Going into the movie I was defensively joking about Woody Allen's references to The Sorrow and the Pity and the long string of Oscar-winning Holocaust docs. I'm always on guard against what Manny Farber called the "gimp" -- the easy tug at popular prejudice to create a cheap emotional effect. What might the Nazis have done, had they won the war and inherited the power of the camera, to comment upon our deceased, decadent ways? Nothing like this, probably. Hitler's Hit Parade is so artfully far from propaganda that I can honestly say, if you didn't know who the Nazis were going in, the film would give you an honestly bad impression of them. At a time in which the distinction between truth and lies appears to be growing alarmingly fungible, that's a very high recommendation.

To close less grimly, also saw Broadway Melody of 1936. Moss Hart, of Kaufman & Hart, wrote the story, which figures; his screenwriter, Jack McGowan, seems to have specialized in musical froth, which also figures, and co-scenarist Sid Silvers has a scene-stealing turn as the sidekick of the Winchell manque played by (gasp) Jack Benny -- which doesn't figure at all, but works very nicely. This is assembly-line Hollywood-on-Broadway fluff of the better sort. It would make a nice double bill (assuming, unfairly, that Howard Otway didn't already do it) with 42nd Street -- and sort of does, in Singin' In The Rain, which cribbed the Freed tunes and sprightly air from the Broadway Melody franchise and the big numbers and dark undertones from the Berkeley masterpiece. Like 42nd Street, it has a hometown gamin and a hardened Broadway producer -- but the gamin is plenty resourceful and the producer is her high-school sorta-sweetheart and not as hard as all that; the friction, such as it is, comes from Benny's wiseguy, and to a lesser extent from the producer's hard-hearted backer/lover. (It may reflect a significant cultural change that, in Singin' In The Rain, the source of friction is the pitiless, powerful dame; a reporter as foil would have been absurd in 50s Hollywood as it would have been in... well, Hollywood today.)
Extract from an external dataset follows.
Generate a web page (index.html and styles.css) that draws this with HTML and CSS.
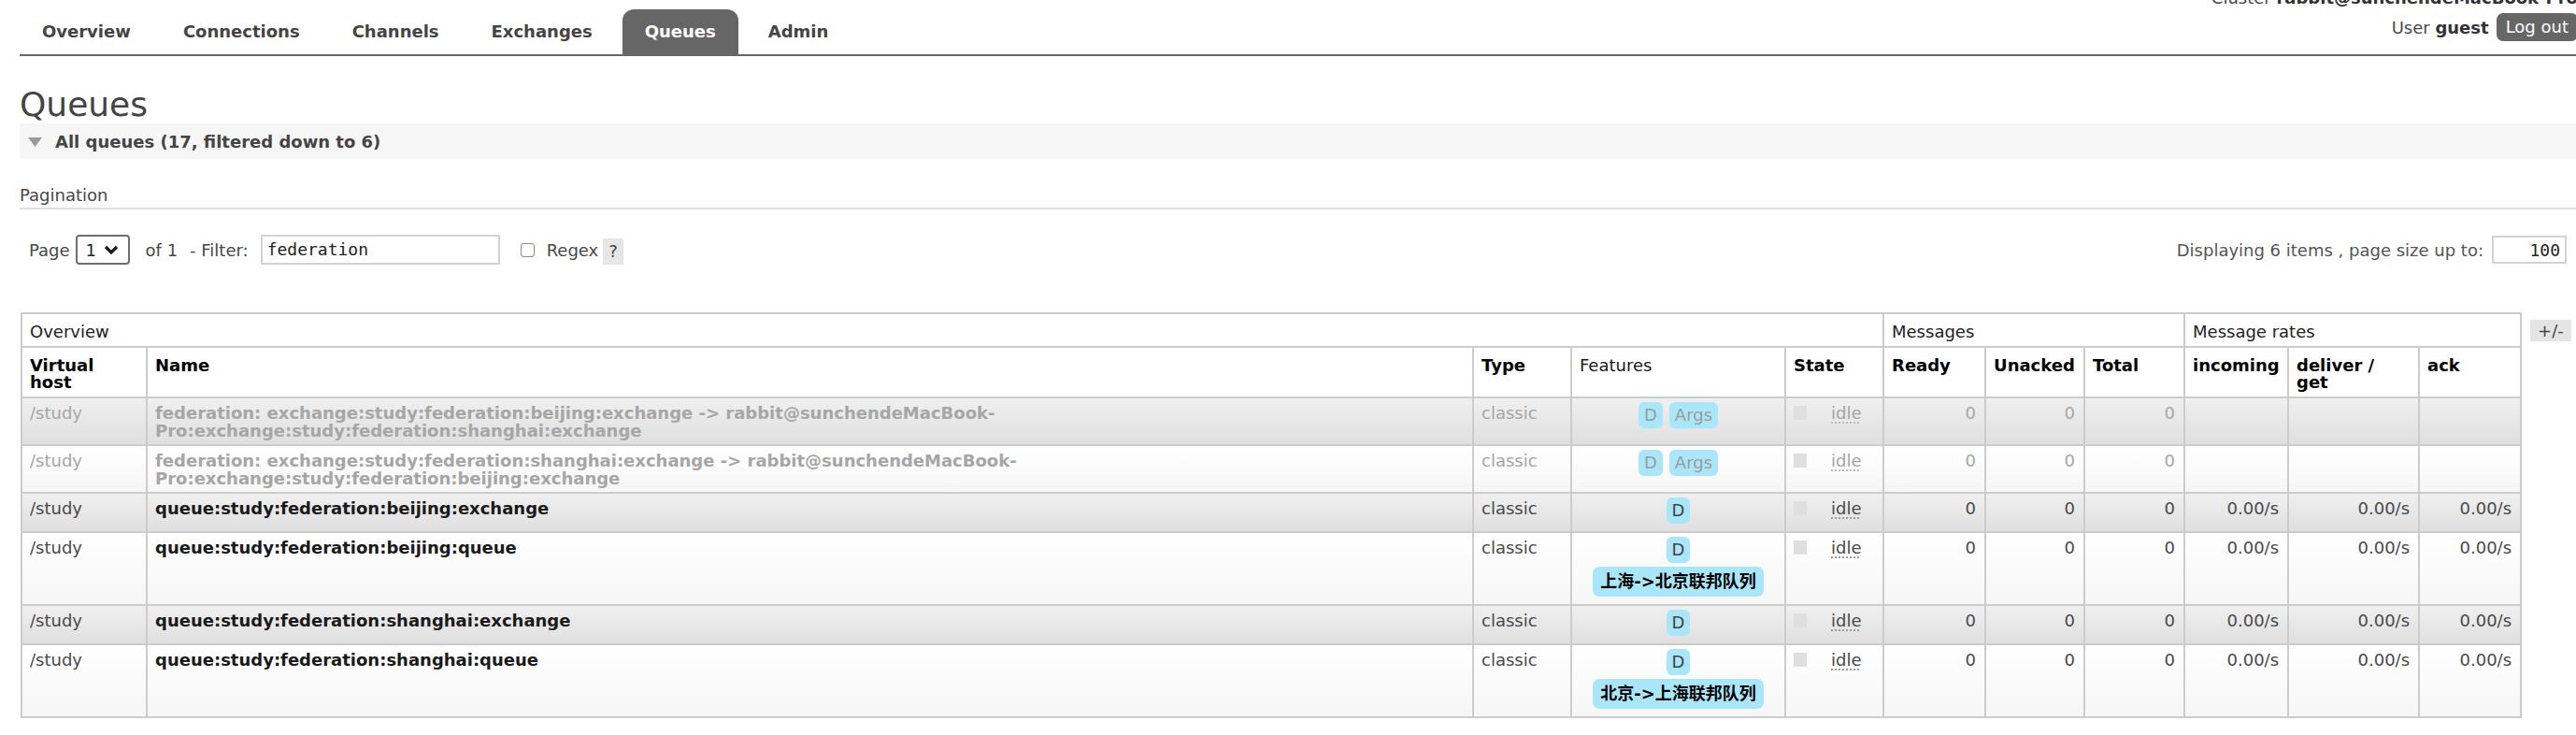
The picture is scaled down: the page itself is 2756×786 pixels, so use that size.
FILE: index.html
```html
<!DOCTYPE html>
<html lang="en">
<head>
<meta charset="utf-8">
<title>RabbitMQ Management: Queues</title>
<link rel="stylesheet" href="styles.css">
</head>
<body>
<div class="page">
  <header class="header">
    <nav class="menu">
      <a href="#">Overview</a>
      <a href="#">Connections</a>
      <a href="#">Channels</a>
      <a href="#">Exchanges</a>
      <a href="#" class="selected">Queues</a>
      <a href="#">Admin</a>
    </nav>
    <div class="topnav">
      <div class="cluster">Cluster <b>rabbit@sunchendeMacBook-Pro</b></div>
      <div class="user">User&nbsp;<b>guest</b><span class="logout">Log out</span></div>
    </div>
  </header>

  <h1 class="title">Queues</h1>

  <div class="section-head">
    <svg class="tri" width="15" height="10" viewBox="0 0 15 10"><polygon points="0,0 15,0 7.5,10" fill="#9a9a9a"/></svg>
    <span>All queues (17, filtered down to 6)</span>
  </div>

  <h3 class="pag-title">Pagination</h3>

  <div class="pager">
    <span class="lbl-page">Page</span>
    <span class="select"><span class="sel-val">1</span><svg width="16" height="11" viewBox="0 0 16 11"><polyline points="2,2 8,8 14,2" fill="none" stroke="#1a1a1a" stroke-width="3.2" stroke-linejoin="miter"/></svg></span>
    <span class="lbl-of">of 1</span>
    <span class="lbl-filter">- Filter:</span>
    <span class="input filter">federation</span>
    <span class="cb"></span>
    <span class="lbl-regex">Regex</span>
    <span class="help">?</span>
    <div class="pager-right">
      <span class="displaying">Displaying 6 items , page size up to:</span>
      <span class="input size">100</span>
    </div>
  </div>

  <table class="list">
    <colgroup>
      <col class="c-vhost"><col class="c-name"><col class="c-type"><col class="c-feat"><col class="c-state">
      <col class="c-ready"><col class="c-unacked"><col class="c-total">
      <col class="c-in"><col class="c-deliver"><col class="c-ack"><col class="c-pm">
    </colgroup>
    <thead>
      <tr>
        <th colspan="5" class="group">Overview</th>
        <th colspan="3" class="group">Messages</th>
        <th colspan="3" class="group">Message rates</th>
        <th class="plus-minus"><span class="pm">+/-</span></th>
      </tr>
      <tr>
        <th class="b">Virtual<br>host</th>
        <th class="b">Name</th>
        <th class="b">Type</th>
        <th>Features</th>
        <th class="b">State</th>
        <th class="b">Ready</th>
        <th class="b">Unacked</th>
        <th class="b">Total</th>
        <th class="b">incoming</th>
        <th class="b">deliver /<br>get</th>
        <th class="b">ack</th>
      </tr>
    </thead>
    <tbody>
      <tr class="alt1 muted">
        <td>/study</td>
        <td class="name">federation: exchange:study:federation:beijing:exchange -&gt; rabbit@sunchendeMacBook-<br>Pro:exchange:study:federation:shanghai:exchange</td>
        <td>classic</td>
        <td class="feat"><div class="badges"><span class="badge">D</span><span class="badge">Args</span></div></td>
        <td><div class="state"><span class="sq"></span><span class="idle">idle</span></div></td>
        <td class="r">0</td><td class="r">0</td><td class="r">0</td>
        <td class="r"></td><td class="r"></td><td class="r"></td>
      </tr>
      <tr class="alt2 muted">
        <td>/study</td>
        <td class="name">federation: exchange:study:federation:shanghai:exchange -&gt; rabbit@sunchendeMacBook-<br>Pro:exchange:study:federation:beijing:exchange</td>
        <td>classic</td>
        <td class="feat"><div class="badges"><span class="badge">D</span><span class="badge">Args</span></div></td>
        <td><div class="state"><span class="sq"></span><span class="idle">idle</span></div></td>
        <td class="r">0</td><td class="r">0</td><td class="r">0</td>
        <td class="r"></td><td class="r"></td><td class="r"></td>
      </tr>
      <tr class="alt1">
        <td>/study</td>
        <td class="name">queue:study:federation:beijing:exchange</td>
        <td>classic</td>
        <td class="feat"><div class="badges"><span class="badge">D</span></div></td>
        <td><div class="state"><span class="sq"></span><span class="idle">idle</span></div></td>
        <td class="r">0</td><td class="r">0</td><td class="r">0</td>
        <td class="r">0.00/s</td><td class="r">0.00/s</td><td class="r">0.00/s</td>
      </tr>
      <tr class="alt2">
        <td>/study</td>
        <td class="name">queue:study:federation:beijing:queue</td>
        <td>classic</td>
        <td class="feat"><div class="badges"><span class="badge">D</span></div><div class="labels"><span class="label">上海-&gt;北京联邦队列</span></div></td>
        <td><div class="state"><span class="sq"></span><span class="idle">idle</span></div></td>
        <td class="r">0</td><td class="r">0</td><td class="r">0</td>
        <td class="r">0.00/s</td><td class="r">0.00/s</td><td class="r">0.00/s</td>
      </tr>
      <tr class="alt1">
        <td>/study</td>
        <td class="name">queue:study:federation:shanghai:exchange</td>
        <td>classic</td>
        <td class="feat"><div class="badges"><span class="badge">D</span></div></td>
        <td><div class="state"><span class="sq"></span><span class="idle">idle</span></div></td>
        <td class="r">0</td><td class="r">0</td><td class="r">0</td>
        <td class="r">0.00/s</td><td class="r">0.00/s</td><td class="r">0.00/s</td>
      </tr>
      <tr class="alt2">
        <td>/study</td>
        <td class="name">queue:study:federation:shanghai:queue</td>
        <td>classic</td>
        <td class="feat"><div class="badges"><span class="badge">D</span></div><div class="labels"><span class="label">北京-&gt;上海联邦队列</span></div></td>
        <td><div class="state"><span class="sq"></span><span class="idle">idle</span></div></td>
        <td class="r">0</td><td class="r">0</td><td class="r">0</td>
        <td class="r">0.00/s</td><td class="r">0.00/s</td><td class="r">0.00/s</td>
      </tr>
    </tbody>
  </table>
</div>
</body>
</html>
```

FILE: styles.css
```css
html, body {
  margin: 0;
  padding: 0;
  overflow: hidden;
  background: #fff;
}
body {
  width: 2756px;
  font-family: "DejaVu Sans", Verdana, sans-serif;
  font-size: 18px;
  line-height: 21px;
  color: #484848;
}
.page {
  padding: 0 8px 0 21px;
}

/* header */
.header {
  display: flex;
  align-items: flex-start;
  justify-content: space-between;
  border-bottom: 2px solid #666;
  margin-right: -8px;
}
.menu {
  display: flex;
  padding-top: 10px;
}
.menu a {
  display: block;
  padding: 13px 24px;
  line-height: 22px;
  margin-right: 8px;
  font-weight: bold;
  color: #444;
  text-decoration: none;
}
.menu a.selected {
  background: #666;
  color: #fff;
  border-radius: 12px 12px 0 0;
}
.topnav {
  margin-top: -13px;
  margin-right: -2px;
  display: flex;
  flex-direction: column;
  align-items: flex-end;
  color: #484848;
}
.cluster {
  line-height: 21px;
  margin-bottom: 6px;
  white-space: nowrap;
}
.cluster b, .user b {
  color: #333;
}
.user {
  display: flex;
  align-items: center;
  white-space: nowrap;
}
.logout {
  display: inline-block;
  margin-left: 8px;
  padding: 4px 10px 5px;
  line-height: 21px;
  background: #666;
  color: #fff;
  border-radius: 7px;
}

/* title + section */
.title {
  margin: 32px 0 0;
  font-size: 36px;
  line-height: 40px;
  font-weight: normal;
  color: #444;
}
.section-head {
  display: flex;
  align-items: center;
  margin-right: -8px;
  padding: 9px 0 8px;
  background: #f6f6f6;
  font-weight: bold;
  color: #444;
}
.section-head .tri {
  margin: 0 14px 0 9px;
}
.pag-title {
  margin: 28px -8px 0 0;
  padding-bottom: 3px;
  border-bottom: 2px solid #dfdfdf;
  font-size: 18px;
  font-weight: normal;
  line-height: 21px;
  color: #484848;
}

/* pager */
.pager {
  display: flex;
  align-items: center;
  margin-top: 27px;
  height: 32px;
}
.lbl-page { margin-left: 10px; }
.select {
  box-sizing: border-box;
  display: flex;
  align-items: center;
  margin-left: 6px;
  width: 58px;
  height: 32px;
  border: 2px solid #6e6e6e;
  border-radius: 4px;
  padding-left: 9px;
  color: #222;
}
.select svg { margin-left: 8px; }
.lbl-of { margin-left: 17px; }
.lbl-filter { margin-left: 13px; }
.input {
  box-sizing: border-box;
  height: 32px;
  border: 2px solid #d2d2d2;
  font-family: "DejaVu Sans Mono", "Liberation Mono", monospace;
  font-size: 18px;
  line-height: 28px;
  color: #222;
}
.filter {
  margin-left: 13px;
  width: 256px;
  padding-left: 5px;
}
.cb {
  box-sizing: border-box;
  margin-left: 22px;
  width: 15px;
  height: 15px;
  border: 1.5px solid #8a8a8a;
  border-radius: 3px;
  background: #fff;
}
.lbl-regex { margin-left: 13px; }
.help {
  margin-left: 5px;
  padding: 0 6px;
  height: 28px;
  line-height: 28px;
  background: #e6e6e6;
  color: #444;
  align-self: flex-end;
}
.pager-right {
  display: flex;
  align-items: center;
  margin-left: auto;
  margin-right: 2px;
}
.displaying { color: #555; }
.size {
  margin-left: 9px;
  width: 80px;
  height: 30px;
  text-align: right;
  padding-right: 5px;
}

/* table */
.list {
  border-collapse: collapse;
  table-layout: fixed;
  width: 2726px;
  margin: 51px 0 0 1px;
}
.c-vhost { width: 134px; }
.c-name { width: 1419px; }
.c-type { width: 105px; }
.c-feat { width: 229px; }
.c-state { width: 105px; }
.c-ready { width: 109px; }
.c-unacked { width: 106px; }
.c-total { width: 107px; }
.c-in { width: 111px; }
.c-deliver { width: 140px; }
.c-ack { width: 109px; }
.c-pm { width: 52px; }

.list th, .list td {
  border: 2px solid #cccccc;
  vertical-align: top;
  text-align: left;
}
.list th {
  padding: 10px 8px 6px;
  line-height: 18px;
  font-weight: normal;
  color: #1a1a1a;
  background: #fff;
}
.list th.b {
  font-weight: bold;
  color: #000;
}
.list th.group { color: #222; }
.list th.plus-minus {
  border: none;
  padding-left: 9px;
}
.pm {
  padding: 1px 8px;
  background: #e4e4e4;
  color: #444;
}
.list td {
  padding: 6px 8px 5px;
  line-height: 19px;
  color: #4a4a4a;
}
.list td.name {
  font-weight: bold;
  color: #1a1a1a;
  white-space: nowrap;
}
.list td.r {
  text-align: right;
  padding-right: 9px;
}
.alt1 { background: linear-gradient(#f0f0f0, #dfdfdf); }
.alt2 { background: linear-gradient(#ffffff, #f6f6f6); }

.list td.feat {
  padding: 4px 8px 8px;
  text-align: center;
}
.badges {
  display: flex;
  justify-content: center;
  gap: 7px;
}
.badge {
  display: inline-block;
  padding: 5px 6px;
  line-height: 18px;
  border-radius: 6px;
  background: #aae6fa;
  color: #444;
}
.labels {
  margin-top: 4px;
  display: flex;
  justify-content: center;
}
.label {
  display: inline-block;
  padding: 5px 8px;
  font-family: "DejaVu Sans", "Noto Sans CJK SC", sans-serif;
  font-size: 18px;
  line-height: 22px;
  font-weight: bold;
  border-radius: 7px;
  background: #aae6fa;
  color: #000;
}
.state {
  display: flex;
  align-items: flex-start;
}
.sq {
  width: 14px;
  height: 15px;
  margin-top: 2px;
  background: #dfdfdf;
}
.idle {
  margin-left: 26px;
  text-decoration: underline dotted #999;
  text-decoration-thickness: 2px;
  text-underline-offset: 3px;
}

/* muted (internal federation) rows */
.muted td, .muted td.name { color: #a6a6a6; }
.muted .badge { color: #9c9c9c; }
.muted .idle { text-decoration-color: #bbb; }
```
Also revisited Kubrick's Lolita. Like Wilder in Kiss Me, Stupid, Kubrick was doggedly exploring the terrain of 60s sex comedy; unlike Wilder, he has no skill at sex comedy of any sort -- the best male sex-comedians dance at the edge of misogyny, whereas Kubrick had long since progressed from misogyny to misanthropy. I can see why he was attracted to Humbert's obsession, but having to deal with the female half of the equation appears to have baffled him: The moments of sympathy for Charlotte Haze seem tacked on like guilty afterthoughts and Sue Lyon is practically exterminated as Lolita -- only her body and brash tone survive. The film is more at home with the absurdity of Humbert, which, like nearly every Kubrick lead role, reduces the actor playing it. James Mason, Kirk Douglas, Ryan O'Neal, Tom Cruise, even the great Keir Dullea: all mere puppets in the hands of the master. The only leads to benefit from the Kubrick treatment were Jack Nicholson and Peter Sellers, who were intelligent and voracious enough to meet Kubrick at his level, and Malcolm McDowell, who was not so bright as they, but simply born to play Alex (and, the rest of his career shows, no one else -- at least none well, but Wells). Still, it's a crafty piece of work, and much better than Adrian Lyne's, which has always seemed to me Lolita as told by the psychiatrist in Nabokov's prologue.

UPDATE. Correx and suggestions from my editorial board implemented.